2017 "Mega-Wahljahr" in Europa

Dann wäre 2017 in Europa ein „Mega-Wahljahr“, da nicht nur in Italien, sondern planmäßig in den Niederlanden, Frankreich und Deutschland gewählt würde. Zumindest in den erstgenannten beiden Staaten scheint ein populistischer Erfolg ähnlich wie in den USA möglich zu sein. Nicht zuletzt konnte Donald Trump in den USA schließlich die Wahl für sich mit Versprechungen entscheiden, die faktisch kaum realisierbar sind. Dennoch sollte man die Risiken seines Wahlprogramms nicht unterschätzen, was derzeit an den Märkten aber getan wird.
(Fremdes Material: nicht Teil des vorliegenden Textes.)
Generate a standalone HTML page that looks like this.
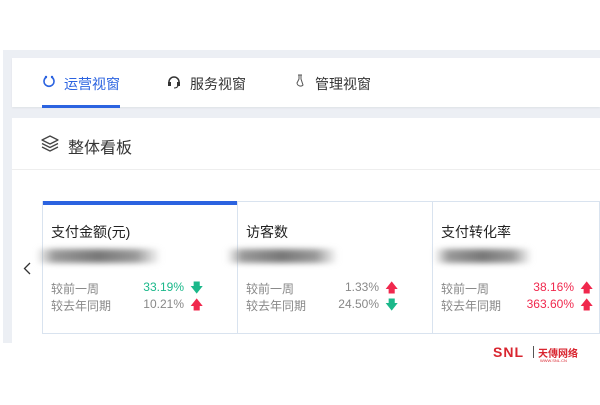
<!DOCTYPE html>
<html><head><meta charset="utf-8"><style>
*{margin:0;padding:0;box-sizing:border-box}
body{width:600px;height:405px;background:#fff;position:relative;overflow:hidden;font-family:"Liberation Sans","Noto Sans CJK SC",sans-serif;}
.abs{position:absolute}
.bg{left:3px;top:50px;width:597px;height:293px;background:#eceff4}
.tabs{left:12px;top:58px;width:588px;height:49px;background:#fff;box-shadow:0 1px 2px rgba(0,0,0,.06)}
.tab{top:74px;font-size:14px;color:#333}
.card{left:12px;top:118px;width:588px;height:225px;background:#fff}
.cell{top:201px;height:133px;border:1px solid #d9e3ef;background:#fff}
.t{font-size:14px;color:#222}
.lbl{font-size:12px;color:#888}
.v{font-size:12px;text-align:right}
.blur{height:14px;background:linear-gradient(90deg,rgba(255,255,255,0),#999 15%,#777 50%,#999 80%,rgba(255,255,255,0));filter:blur(3px)}
.g{color:#1bb88a}.r{color:#f0284d}.n{color:#888}
</style></head><body>
<div class="abs bg"></div>
<div class="abs tabs"></div>
<svg class="abs" style="left:43px;top:75px" width="12" height="13" viewBox="0 0 12 13"><path d="M3.5 2 A5 5 0 1 0 8.5 2" fill="none" stroke="#2b63e0" stroke-width="1.6"/><circle cx="3" cy="2" r="1.2" fill="#2b63e0"/><circle cx="9" cy="2" r="1.2" fill="#2b63e0"/></svg>
<div class="abs tab" style="left:64px;color:#2b63e0">运营视窗</div>
<div class="abs" style="left:42px;top:105px;width:78px;height:3px;background:#2b63e0"></div>
<svg class="abs" style="left:167px;top:75px" width="14" height="14" viewBox="0 0 14 14"><path d="M2 9 V7 A5 5 0 0 1 12 7 V9" fill="none" stroke="#333" stroke-width="1.5"/><rect x="1" y="7" width="3" height="4" fill="#333"/><rect x="10" y="7" width="3" height="4" fill="#333"/><path d="M11 11 Q10 13 7 13" fill="none" stroke="#333" stroke-width="1"/></svg>
<div class="abs tab" style="left:190px">服务视窗</div>
<svg class="abs" style="left:295px;top:74px" width="10" height="15" viewBox="0 0 10 15"><path d="M3 1 H7 M4 1 V5 L2 9 A3.5 3.5 0 0 0 8 11 L6 5 V1" fill="none" stroke="#555" stroke-width="1"/></svg>
<div class="abs tab" style="left:315px">管理视窗</div>
<div class="abs card"></div>
<div class="abs" style="left:12px;top:169px;width:588px;height:1px;background:#eee"></div>
<svg class="abs" style="left:41px;top:135px" width="18" height="17" viewBox="0 0 18 17"><path d="M9 1 L17 5 L9 9 L1 5 Z M1 8.5 L9 12.5 L17 8.5 M1 12 L9 16 L17 12" fill="none" stroke="#444" stroke-width="1.3" stroke-linejoin="round"/></svg>
<div class="abs" style="left:68px;top:134px;font-size:16px;color:#333">整体看板</div>
<div class="abs cell" style="left:42px;width:196px"></div>
<div class="abs cell" style="left:237px;width:196px"></div>
<div class="abs cell" style="left:432px;width:168px"></div>
<div class="abs" style="left:43px;top:201px;width:194px;height:4px;background:#2b63e0"></div>
<svg class="abs" style="left:23px;top:262px" width="8" height="13" viewBox="0 0 8 13"><path d="M7 1 L1.5 6.5 L7 12" fill="none" stroke="#333" stroke-width="1.3"/></svg>
<div class="abs t" style="left:51px;top:222px">支付金额(元)</div>
<div class="abs t" style="left:246px;top:222px">访客数</div>
<div class="abs t" style="left:441px;top:222px">支付转化率</div>
<div class="abs blur" style="left:36px;top:249px;width:125px"></div>
<div class="abs blur" style="left:226px;top:249px;width:112px"></div>
<div class="abs blur" style="left:434px;top:249px;width:98px"></div>
<div class="abs lbl" style="left:51px;top:280px">较前一周</div>
<div class="abs lbl" style="left:51px;top:297px">较去年同期</div>
<div class="abs v g" style="left:115px;top:280px;width:69px">33.19%</div>
<div class="abs v n" style="left:115px;top:297px;width:69px">10.21%</div>
<div class="abs g" style="left:190px;top:279px;font-size:13px">🡇</div>
<div class="abs r" style="left:190px;top:296px;font-size:13px">🡅</div>
<div class="abs lbl" style="left:246px;top:280px">较前一周</div>
<div class="abs lbl" style="left:246px;top:297px">较去年同期</div>
<div class="abs v n" style="left:310px;top:280px;width:69px">1.33%</div>
<div class="abs v n" style="left:310px;top:297px;width:69px">24.50%</div>
<div class="abs r" style="left:385px;top:279px;font-size:13px">🡅</div>
<div class="abs g" style="left:385px;top:296px;font-size:13px">🡇</div>
<div class="abs lbl" style="left:441px;top:280px">较前一周</div>
<div class="abs lbl" style="left:441px;top:297px">较去年同期</div>
<div class="abs v r" style="left:495px;top:280px;width:79px">38.16%</div>
<div class="abs v r" style="left:495px;top:297px;width:79px">363.60%</div>
<div class="abs r" style="left:580px;top:279px;font-size:13px">🡅</div>
<div class="abs r" style="left:580px;top:296px;font-size:13px">🡅</div>
<div class="abs" style="left:493px;top:344px;font-size:14px;font-weight:bold;color:#d9252f;letter-spacing:1px">SNL</div>
<div class="abs" style="left:533px;top:346px;width:1px;height:12px;background:#555"></div>
<div class="abs" style="left:538px;top:345px;font-size:10px;font-weight:bold;color:#d9252f">天傳网络</div>
<div class="abs" style="left:540px;top:358px;font-size:4px;color:#d9252f">WWW.SNL.CN</div>
</body></html>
Insbesondere die US-Kreditinstitute hegen damit massive Hoffnungen auf eine Reduzierung der bisherigen Regulierung, was unter anderem den Eigenhandel, der die weltweite Finanzkrise massiv beschleunigt hatte, wieder signifikant erleichtern dürfte. Damit würde sich die Finanzwirtschaft immer stärker von der Realwirtschaft entkoppeln und systemische Risiken entstehen, die momentan nicht abzuschätzen sind. Diese Entwicklung sollte man abwarten, bevor man zu einer grundlegenden Einschätzung der Perspektiven einer Präsidentschaft von Donald Trump kommt. Eine weitere Entkoppelung der Finanzwirtschaft von realwirtschaftlichen Vorgängen ist aber genau das, für das Donald Trump nicht gewählt wurde. Schließlich fehlt den USA die industrielle Basis, mit der sie dann wiederum wettbewerbsfähiger werden kann und tatsächlich neue Arbeitsplätze entstehen könnten. Dies bedingt aber auch eine weiterhin expansive Notenbankpolitik, sodass die aktuelle Entwicklung bei Anleihen selektive Kaufgelegenheiten bietet.